DATASET:
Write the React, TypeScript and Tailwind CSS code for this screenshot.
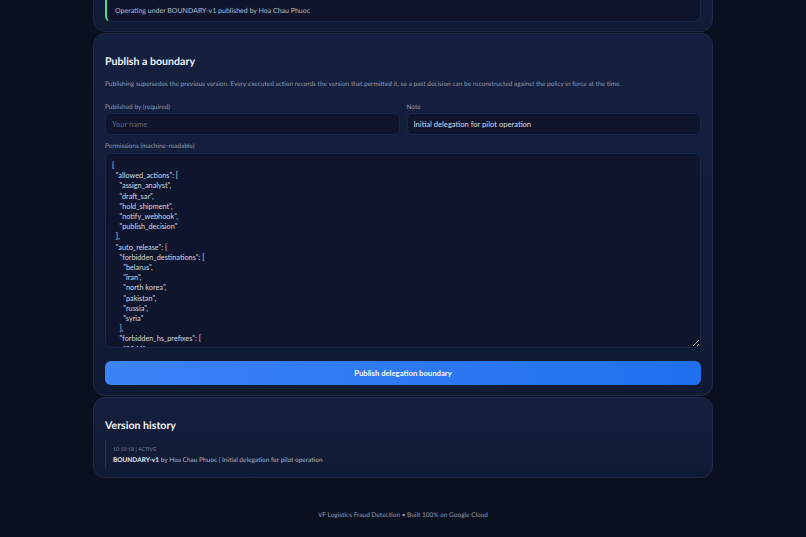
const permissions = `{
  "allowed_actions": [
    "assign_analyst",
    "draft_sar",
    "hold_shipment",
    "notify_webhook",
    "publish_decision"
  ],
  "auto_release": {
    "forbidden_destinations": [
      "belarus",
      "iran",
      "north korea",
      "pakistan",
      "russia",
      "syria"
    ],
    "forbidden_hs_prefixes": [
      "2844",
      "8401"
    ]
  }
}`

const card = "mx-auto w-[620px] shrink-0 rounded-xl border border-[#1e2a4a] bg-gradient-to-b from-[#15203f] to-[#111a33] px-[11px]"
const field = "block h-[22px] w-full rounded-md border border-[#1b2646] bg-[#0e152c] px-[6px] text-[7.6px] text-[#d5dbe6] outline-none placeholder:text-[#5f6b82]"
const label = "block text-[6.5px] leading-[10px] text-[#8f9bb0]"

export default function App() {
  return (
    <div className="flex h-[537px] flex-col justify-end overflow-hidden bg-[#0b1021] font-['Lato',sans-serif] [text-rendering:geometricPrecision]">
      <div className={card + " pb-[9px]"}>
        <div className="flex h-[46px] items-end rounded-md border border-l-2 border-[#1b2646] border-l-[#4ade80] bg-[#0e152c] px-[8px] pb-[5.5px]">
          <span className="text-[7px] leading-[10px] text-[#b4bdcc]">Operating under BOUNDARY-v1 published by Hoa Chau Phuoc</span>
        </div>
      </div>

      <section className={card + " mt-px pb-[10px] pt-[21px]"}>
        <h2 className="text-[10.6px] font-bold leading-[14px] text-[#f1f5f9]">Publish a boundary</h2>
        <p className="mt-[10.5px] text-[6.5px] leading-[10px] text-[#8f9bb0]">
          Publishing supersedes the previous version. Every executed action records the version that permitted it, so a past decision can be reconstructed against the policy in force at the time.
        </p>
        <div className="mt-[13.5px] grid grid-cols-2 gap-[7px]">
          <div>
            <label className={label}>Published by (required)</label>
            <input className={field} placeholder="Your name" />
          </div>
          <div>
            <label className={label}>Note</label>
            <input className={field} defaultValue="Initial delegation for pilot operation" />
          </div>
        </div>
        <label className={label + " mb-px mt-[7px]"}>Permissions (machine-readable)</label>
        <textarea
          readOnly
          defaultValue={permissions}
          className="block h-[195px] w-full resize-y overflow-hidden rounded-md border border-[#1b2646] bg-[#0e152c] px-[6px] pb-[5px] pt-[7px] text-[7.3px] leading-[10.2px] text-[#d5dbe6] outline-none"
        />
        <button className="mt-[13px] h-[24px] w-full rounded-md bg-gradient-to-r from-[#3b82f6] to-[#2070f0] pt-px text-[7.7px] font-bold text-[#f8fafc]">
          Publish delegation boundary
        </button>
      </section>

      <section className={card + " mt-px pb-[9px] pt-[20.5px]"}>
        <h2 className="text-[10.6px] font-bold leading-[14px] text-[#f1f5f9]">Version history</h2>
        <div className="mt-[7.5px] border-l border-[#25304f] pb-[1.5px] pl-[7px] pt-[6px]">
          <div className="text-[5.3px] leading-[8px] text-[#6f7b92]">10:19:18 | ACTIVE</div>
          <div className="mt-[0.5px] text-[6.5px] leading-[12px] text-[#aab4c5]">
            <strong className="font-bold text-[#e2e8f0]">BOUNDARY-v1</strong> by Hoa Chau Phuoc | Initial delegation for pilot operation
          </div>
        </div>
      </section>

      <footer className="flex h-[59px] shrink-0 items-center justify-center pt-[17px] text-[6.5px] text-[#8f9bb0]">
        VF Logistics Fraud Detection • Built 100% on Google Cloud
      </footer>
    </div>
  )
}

==

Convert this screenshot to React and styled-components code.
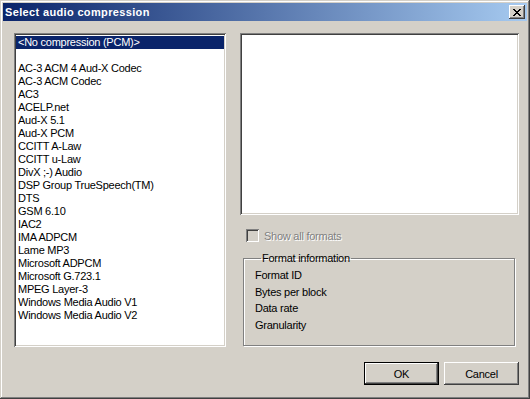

==

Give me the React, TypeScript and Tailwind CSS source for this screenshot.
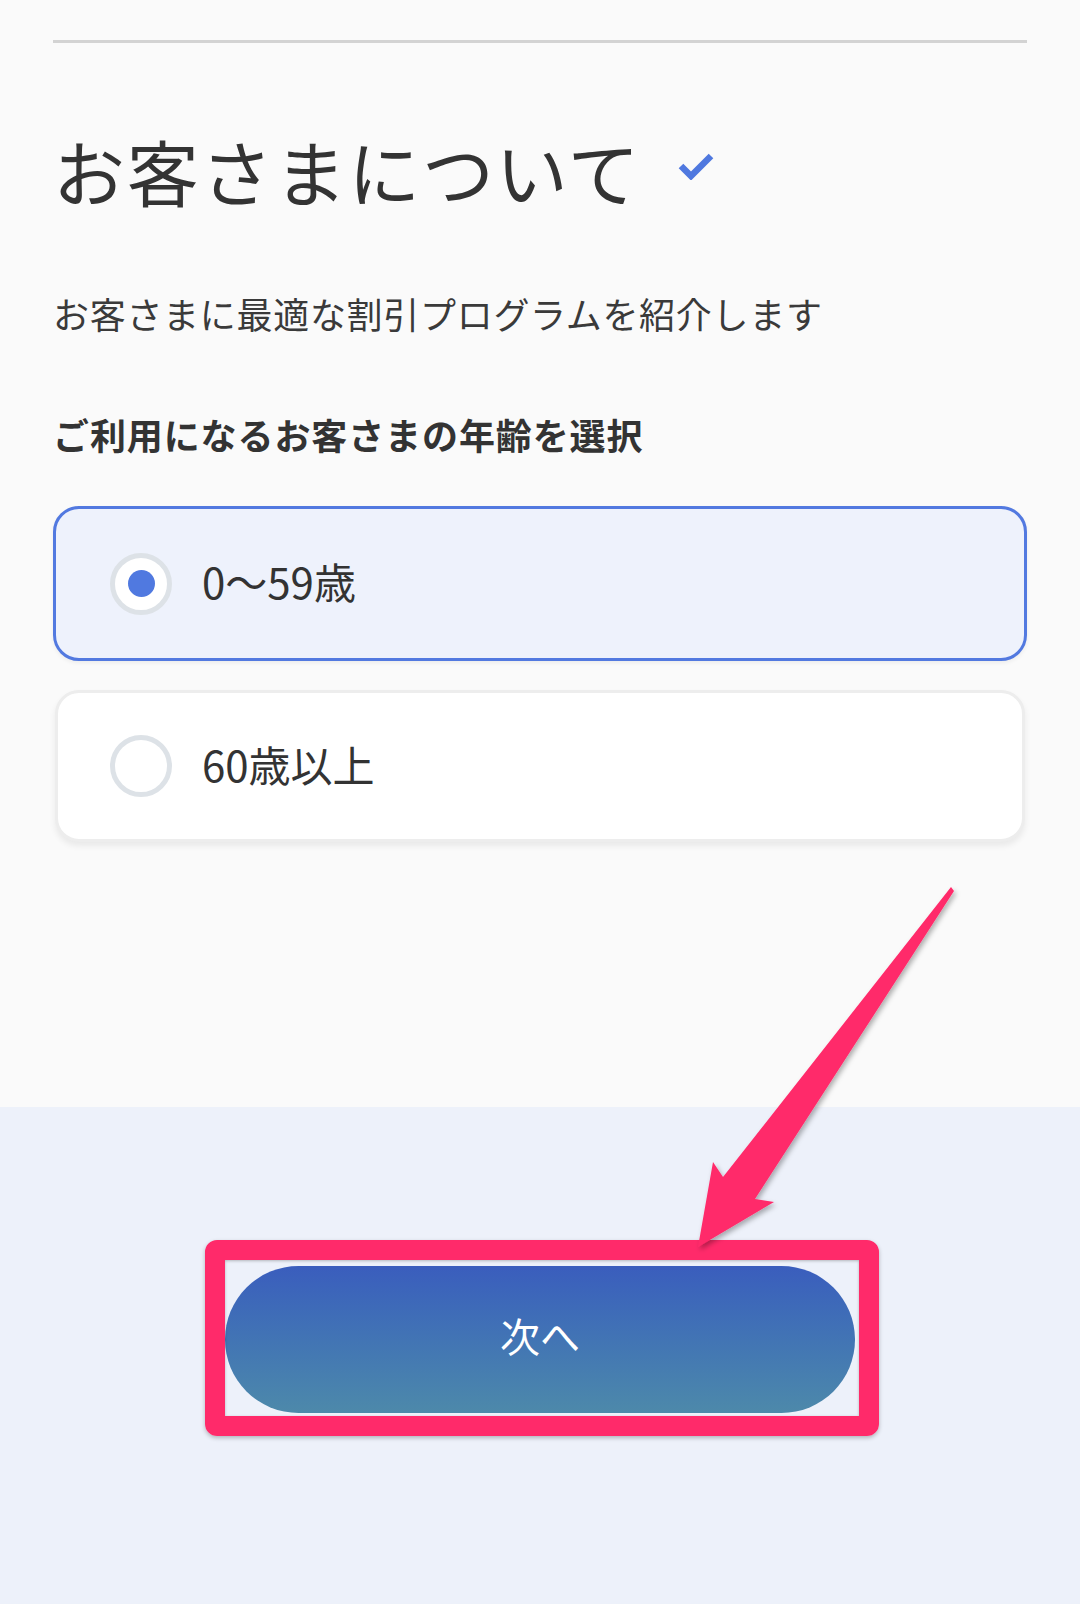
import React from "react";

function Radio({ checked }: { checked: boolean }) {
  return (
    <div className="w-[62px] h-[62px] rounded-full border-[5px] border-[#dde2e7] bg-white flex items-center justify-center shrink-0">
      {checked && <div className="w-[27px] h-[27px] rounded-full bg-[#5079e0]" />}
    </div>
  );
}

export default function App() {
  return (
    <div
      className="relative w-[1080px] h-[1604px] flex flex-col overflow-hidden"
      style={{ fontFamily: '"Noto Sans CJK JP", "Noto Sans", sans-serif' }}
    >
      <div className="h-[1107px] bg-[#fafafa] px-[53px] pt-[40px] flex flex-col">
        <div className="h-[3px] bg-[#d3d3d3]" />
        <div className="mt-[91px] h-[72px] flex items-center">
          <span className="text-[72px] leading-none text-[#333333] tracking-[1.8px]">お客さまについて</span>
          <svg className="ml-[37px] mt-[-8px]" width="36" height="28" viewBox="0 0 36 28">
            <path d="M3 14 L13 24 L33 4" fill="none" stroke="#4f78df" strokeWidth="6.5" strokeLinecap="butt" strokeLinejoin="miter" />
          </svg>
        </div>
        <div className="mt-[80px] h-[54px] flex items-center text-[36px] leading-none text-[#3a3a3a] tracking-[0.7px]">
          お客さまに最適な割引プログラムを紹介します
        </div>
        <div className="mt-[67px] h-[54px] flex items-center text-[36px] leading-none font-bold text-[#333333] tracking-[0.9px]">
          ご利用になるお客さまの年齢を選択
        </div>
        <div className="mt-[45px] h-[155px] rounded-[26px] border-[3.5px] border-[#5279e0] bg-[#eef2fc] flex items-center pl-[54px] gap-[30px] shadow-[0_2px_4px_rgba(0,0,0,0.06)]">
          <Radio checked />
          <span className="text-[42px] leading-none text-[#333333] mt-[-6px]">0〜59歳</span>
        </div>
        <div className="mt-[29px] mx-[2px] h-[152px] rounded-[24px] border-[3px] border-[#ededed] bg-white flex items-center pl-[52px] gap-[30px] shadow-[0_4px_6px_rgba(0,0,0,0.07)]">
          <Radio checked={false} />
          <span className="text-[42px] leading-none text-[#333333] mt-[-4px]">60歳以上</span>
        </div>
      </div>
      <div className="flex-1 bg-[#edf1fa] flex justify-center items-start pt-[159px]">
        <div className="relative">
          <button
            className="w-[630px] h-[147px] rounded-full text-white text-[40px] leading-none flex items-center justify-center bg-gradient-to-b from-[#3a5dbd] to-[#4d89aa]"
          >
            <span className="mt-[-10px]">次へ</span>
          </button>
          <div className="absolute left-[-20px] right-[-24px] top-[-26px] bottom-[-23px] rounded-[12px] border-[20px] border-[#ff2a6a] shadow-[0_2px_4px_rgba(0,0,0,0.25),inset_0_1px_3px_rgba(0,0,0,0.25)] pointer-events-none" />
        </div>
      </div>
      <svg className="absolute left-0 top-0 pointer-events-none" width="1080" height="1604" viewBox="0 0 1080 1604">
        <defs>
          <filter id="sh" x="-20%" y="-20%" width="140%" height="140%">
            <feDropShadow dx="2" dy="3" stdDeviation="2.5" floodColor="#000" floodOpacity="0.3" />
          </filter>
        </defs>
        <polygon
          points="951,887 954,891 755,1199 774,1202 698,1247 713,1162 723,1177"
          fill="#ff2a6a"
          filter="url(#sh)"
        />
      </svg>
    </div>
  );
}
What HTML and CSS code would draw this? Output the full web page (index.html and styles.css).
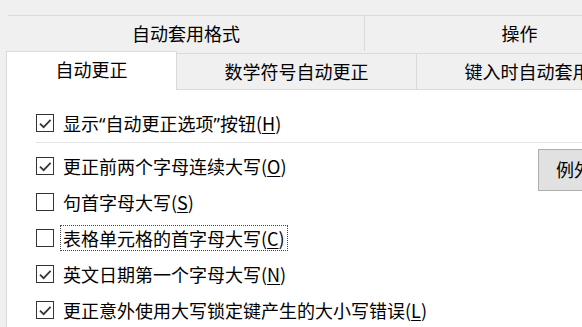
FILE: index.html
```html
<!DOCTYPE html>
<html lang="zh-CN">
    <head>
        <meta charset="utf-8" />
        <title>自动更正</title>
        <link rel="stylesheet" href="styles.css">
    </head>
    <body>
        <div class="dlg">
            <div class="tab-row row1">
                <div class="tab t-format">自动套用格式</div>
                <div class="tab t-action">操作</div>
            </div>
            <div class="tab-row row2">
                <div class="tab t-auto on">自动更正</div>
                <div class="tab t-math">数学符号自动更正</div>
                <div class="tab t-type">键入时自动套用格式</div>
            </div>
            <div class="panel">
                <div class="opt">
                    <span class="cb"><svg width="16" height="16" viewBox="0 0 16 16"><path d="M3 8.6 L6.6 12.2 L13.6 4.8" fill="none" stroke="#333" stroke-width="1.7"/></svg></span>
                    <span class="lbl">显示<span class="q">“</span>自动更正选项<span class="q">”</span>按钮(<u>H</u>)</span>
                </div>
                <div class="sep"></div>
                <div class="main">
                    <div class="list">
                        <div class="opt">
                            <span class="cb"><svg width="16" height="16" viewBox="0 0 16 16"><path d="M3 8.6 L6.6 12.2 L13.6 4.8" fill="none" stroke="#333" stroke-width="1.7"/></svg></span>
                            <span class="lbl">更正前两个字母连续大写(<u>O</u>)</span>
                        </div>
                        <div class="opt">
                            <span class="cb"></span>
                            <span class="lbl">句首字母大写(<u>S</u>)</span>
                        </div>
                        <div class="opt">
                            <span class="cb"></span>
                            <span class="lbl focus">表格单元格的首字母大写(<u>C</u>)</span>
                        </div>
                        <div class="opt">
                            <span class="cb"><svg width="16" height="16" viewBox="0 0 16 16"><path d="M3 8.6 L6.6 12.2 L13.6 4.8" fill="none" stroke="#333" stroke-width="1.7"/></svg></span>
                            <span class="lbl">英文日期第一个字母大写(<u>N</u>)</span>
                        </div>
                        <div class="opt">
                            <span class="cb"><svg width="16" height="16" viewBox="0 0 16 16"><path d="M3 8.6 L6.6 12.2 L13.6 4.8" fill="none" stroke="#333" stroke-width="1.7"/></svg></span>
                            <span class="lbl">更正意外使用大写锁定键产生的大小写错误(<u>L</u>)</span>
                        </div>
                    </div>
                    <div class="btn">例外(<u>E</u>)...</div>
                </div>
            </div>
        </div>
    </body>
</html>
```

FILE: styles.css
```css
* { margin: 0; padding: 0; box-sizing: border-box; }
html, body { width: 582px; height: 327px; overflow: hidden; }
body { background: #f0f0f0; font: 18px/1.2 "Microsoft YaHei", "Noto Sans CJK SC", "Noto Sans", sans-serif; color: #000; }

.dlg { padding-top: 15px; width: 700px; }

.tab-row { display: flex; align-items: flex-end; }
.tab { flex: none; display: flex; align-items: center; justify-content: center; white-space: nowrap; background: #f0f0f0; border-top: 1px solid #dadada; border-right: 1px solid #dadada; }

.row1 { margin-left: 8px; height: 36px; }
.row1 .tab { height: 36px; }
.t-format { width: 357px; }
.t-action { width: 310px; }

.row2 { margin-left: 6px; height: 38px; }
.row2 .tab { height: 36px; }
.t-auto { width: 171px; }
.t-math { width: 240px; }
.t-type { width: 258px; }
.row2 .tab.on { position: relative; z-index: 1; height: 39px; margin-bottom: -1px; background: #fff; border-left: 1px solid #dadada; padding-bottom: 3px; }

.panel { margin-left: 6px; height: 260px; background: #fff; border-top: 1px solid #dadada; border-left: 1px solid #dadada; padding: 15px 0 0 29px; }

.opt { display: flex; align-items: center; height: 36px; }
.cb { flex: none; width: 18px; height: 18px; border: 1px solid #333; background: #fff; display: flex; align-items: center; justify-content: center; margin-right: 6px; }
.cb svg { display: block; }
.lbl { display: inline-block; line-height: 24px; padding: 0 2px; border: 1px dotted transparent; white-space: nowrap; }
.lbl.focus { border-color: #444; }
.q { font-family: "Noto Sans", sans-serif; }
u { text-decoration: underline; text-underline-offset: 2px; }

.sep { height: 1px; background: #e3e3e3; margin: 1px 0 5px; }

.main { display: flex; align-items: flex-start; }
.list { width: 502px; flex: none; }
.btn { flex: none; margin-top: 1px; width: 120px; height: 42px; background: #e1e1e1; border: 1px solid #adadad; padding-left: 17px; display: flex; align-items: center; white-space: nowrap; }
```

STATED PROBLEM: Copy every line that includes the string "TypeScript" from the material above.

THE OUTPUT:
Write the React, TypeScript and Tailwind CSS code for this screenshot.
Give me the React, TypeScript and Tailwind CSS source for this screenshot.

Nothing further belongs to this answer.